WHAT THE EXERCISE ASKS: Leave out any picture and return the remaining listing below exactly as given.

DATA SECTION:

------------------------------------------------------------------------

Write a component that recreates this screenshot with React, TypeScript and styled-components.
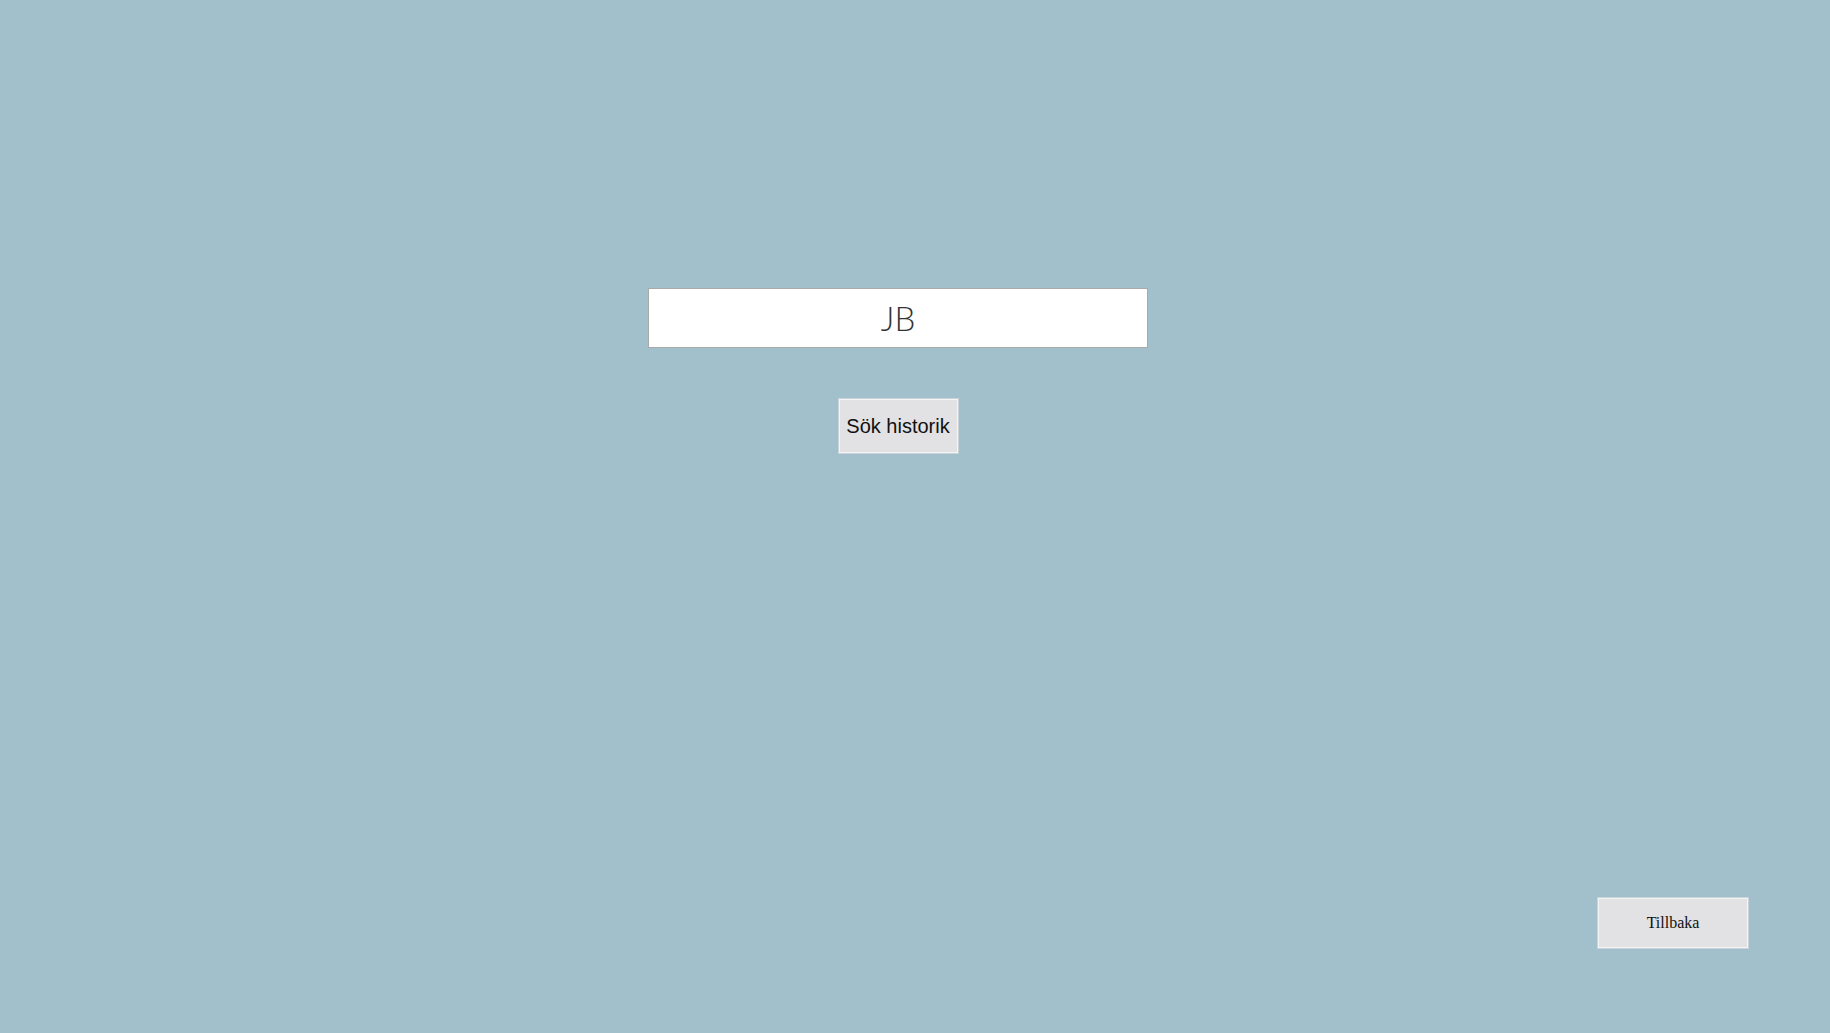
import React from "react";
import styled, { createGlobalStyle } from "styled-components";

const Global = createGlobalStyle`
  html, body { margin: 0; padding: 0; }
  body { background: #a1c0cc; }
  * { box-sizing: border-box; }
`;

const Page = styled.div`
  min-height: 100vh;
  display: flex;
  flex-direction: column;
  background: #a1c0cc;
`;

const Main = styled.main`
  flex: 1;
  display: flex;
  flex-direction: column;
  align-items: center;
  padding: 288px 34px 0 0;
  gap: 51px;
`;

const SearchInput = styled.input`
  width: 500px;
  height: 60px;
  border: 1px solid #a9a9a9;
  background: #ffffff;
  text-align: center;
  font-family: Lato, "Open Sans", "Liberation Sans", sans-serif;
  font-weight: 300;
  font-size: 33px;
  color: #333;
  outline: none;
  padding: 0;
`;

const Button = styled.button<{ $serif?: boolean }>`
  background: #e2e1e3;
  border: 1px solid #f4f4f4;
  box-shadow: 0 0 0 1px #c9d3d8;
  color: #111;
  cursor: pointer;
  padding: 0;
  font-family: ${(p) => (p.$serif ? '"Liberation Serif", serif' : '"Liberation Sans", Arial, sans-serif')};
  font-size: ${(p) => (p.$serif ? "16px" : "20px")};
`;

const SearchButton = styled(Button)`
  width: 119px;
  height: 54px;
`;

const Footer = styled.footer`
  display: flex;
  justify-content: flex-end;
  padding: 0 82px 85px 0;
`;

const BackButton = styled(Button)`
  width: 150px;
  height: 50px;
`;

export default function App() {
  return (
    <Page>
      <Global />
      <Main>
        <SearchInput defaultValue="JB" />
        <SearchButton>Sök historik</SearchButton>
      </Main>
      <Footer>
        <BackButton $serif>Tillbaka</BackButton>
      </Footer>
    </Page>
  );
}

------------------------------------------------------------------------

FULL RESPONSE:
Write a component that recreates this screenshot with React, TypeScript and styled-components.
import React from "react";
import styled, { createGlobalStyle } from "styled-components";

const Global = createGlobalStyle`
  html, body { margin: 0; padding: 0; }
  body { background: #a1c0cc; }
  * { box-sizing: border-box; }
`;

const Page = styled.div`
  min-height: 100vh;
  display: flex;
  flex-direction: column;
  background: #a1c0cc;
`;

const Main = styled.main`
  flex: 1;
  display: flex;
  flex-direction: column;
  align-items: center;
  padding: 288px 34px 0 0;
  gap: 51px;
`;

const SearchInput = styled.input`
  width: 500px;
  height: 60px;
  border: 1px solid #a9a9a9;
  background: #ffffff;
  text-align: center;
  font-family: Lato, "Open Sans", "Liberation Sans", sans-serif;
  font-weight: 300;
  font-size: 33px;
  color: #333;
  outline: none;
  padding: 0;
`;

const Button = styled.button<{ $serif?: boolean }>`
  background: #e2e1e3;
  border: 1px solid #f4f4f4;
  box-shadow: 0 0 0 1px #c9d3d8;
  color: #111;
  cursor: pointer;
  padding: 0;
  font-family: ${(p) => (p.$serif ? '"Liberation Serif", serif' : '"Liberation Sans", Arial, sans-serif')};
  font-size: ${(p) => (p.$serif ? "16px" : "20px")};
`;

const SearchButton = styled(Button)`
  width: 119px;
  height: 54px;
`;

const Footer = styled.footer`
  display: flex;
  justify-content: flex-end;
  padding: 0 82px 85px 0;
`;

const BackButton = styled(Button)`
  width: 150px;
  height: 50px;
`;

export default function App() {
  return (
    <Page>
      <Global />
      <Main>
        <SearchInput defaultValue="JB" />
        <SearchButton>Sök historik</SearchButton>
      </Main>
      <Footer>
        <BackButton $serif>Tillbaka</BackButton>
      </Footer>
    </Page>
  );
}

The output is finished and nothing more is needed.